H.J.R. 12 claims that global temperatures have been level and even declining in some areas over the past 12 years, and that “climate alarmists” have been unable to account for recent cooling of temperatures worldwide.

But Davies argues that fluctuations don’t change the fact that over time, the climate is steadily warming.

Dixon agrees. “We aren’t talking about changes next Tuesday, we are talking about changes in 20 to 30 years,” he said. “It might not happen, but, boy! the evidence sure does point that it’s likely to happen, and it’s going to be really disastrous.”

One of the biggest problems, says Davies, is that lawmakers and other interest groups who oppose big government and support free-trade/capitalism have turned what should be a debate over policy into a debate over scientific evidence. What should be a conversation over national and global policy has been transformed into a liberal-conservative, us-versus-them partisan struggle.

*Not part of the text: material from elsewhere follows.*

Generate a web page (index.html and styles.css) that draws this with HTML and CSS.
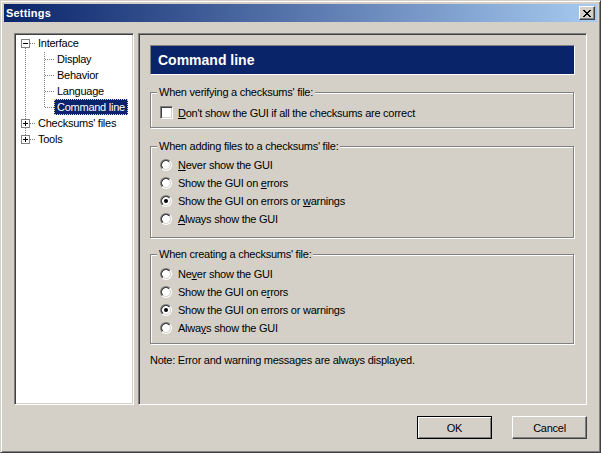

“If you self-identify as liberal, you are strongly likely to accept the science of climate change as legitimate,” Davies said. “And if you self-identify as conservative, you‘re strongly unlikely to accept it as illegitimate.”

This takes the conversation out of a fact-based frame into an ideological one, which gets in the way of finding solutions.

“So now when I ask someone to accept the science of climate change,” Davies said, “I’m not just asking you to accept the science of climate change, I am asking you to accept a position that in your mind makes you believe that you are a liberal.”

Davies says he has no doubt that climate change will be the pre-eminent global issue of the 21st century.

The issues will range from melting polar icecaps and glaciers, to rising oceans, to violent shifts in weather patterns, threatened plant and animal species, economic and health impacts.

“The science tells us that unquestionably these anthropogenic, human emissions of greenhouse gases need to be reduced 80 or 90 percent by mid-century if you want to have a chance of keeping the damage to a minimum,” Davies said.